Detailed Evaluation of Automotive Turbocharged Diesel Engine During Typical Transient Working Condition Based on Thermodynamic Analysis

Abstract

In this study, the impacts of transient time, intake air temperature, coolant temperature, and piecewise transient strategies on energy and exergy terms during typical transient process of automotive diesel engine were researched based on experiment and numerical means. The results show that first, distortion of energy and exergy is relatively significant during shorter transient time. Fuel incomplete combustion is the root of energy and exergy distortion during transient process. Second, low intake air temperature is helpful to restrain work distortion and enhance efficiency during transient process, and comprehensive effects of local equivalence ratio (ER) and local in-cylinder temperature make in-cylinder exergy destruction (IED) little change at different intake air temperature.
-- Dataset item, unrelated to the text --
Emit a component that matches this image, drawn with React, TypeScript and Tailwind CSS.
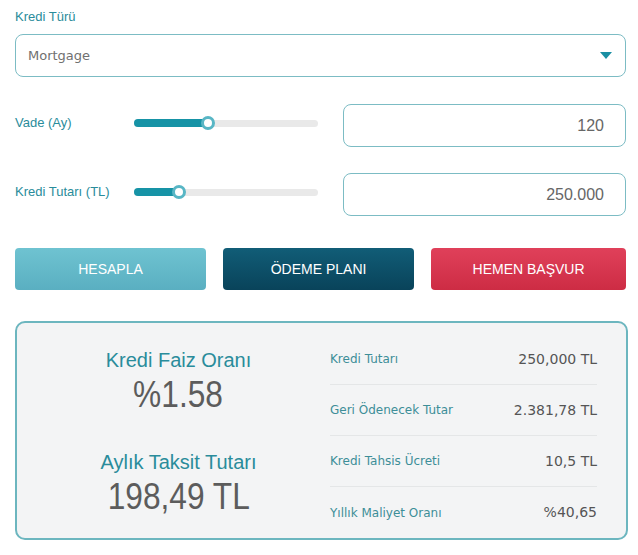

Third, enhancing the heat insulation characteristics of heat transfer boundary during transient process can effectively improve efficiency, while weaken the distortion degree of work. Tiny differences of local ER and local in-cylinder temperature at different coolant temperature result in the little change of IED during transient process. Fourth, the influences of different piecewise transient elements on efficiency are from strong to weak: first stage transient time > stagnation time > second stage transient time. Longer first-stage transient time and stagnation time are helpful to reduce energy and exergy distortion degree. Finally, there are some similarities on IED production mechanism between transient and steady-state process, moreover, the adjustment routes of boundary parameters to realize high efficiency during transient process: longer transient time coupling stagnation time, lower intake air temperature, and higher coolant temperature.